Once it is accepted we can look at the writings of Kenwa Mabuni and Gichin Funakoshi to name a few who can teach modern Taekwondo students a whole lot about how Poomsae functioned in the root martial arts of Taekwondo, how to apply the basic traditional techniques and so much more.
Step 10: Seek what the founders taught and sought. Do not blindly follow their footsteps.
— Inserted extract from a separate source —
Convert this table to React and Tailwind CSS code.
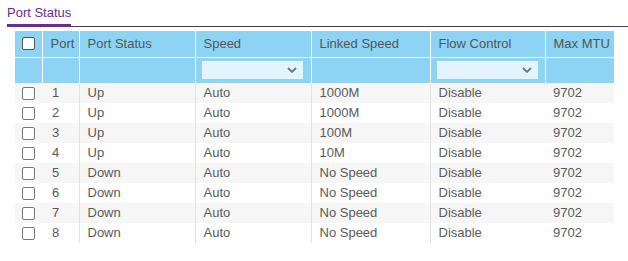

The Kwan founders (those who founded the different Kwan in 1944-1950s) taught a martial art. It was only later that these founders lost Power and a younger generation started developing it as a martial sport. They did a great job with this but they also lost a lot on their way to get there. We should study what the founders of our art wanted us to learn: An holistic martial art for Health benifits, physical education, moral culture and self defense. Sport might have been a part of that vision but only a tiny aspect of the whole. Today it is pretty much the dominant if not only factor within Taekwondo. We should never stop questioning what has been passed Down to us however as there are things that was taught in the old Kwan that would be bad for your health such as excessive "dallyon" for instance. We should seek what they sought, not blindly preserving but keep taekwondo alive and developing it further. But we need to know where we came from to understand where we are now and most importantly know and understand where we should go from here.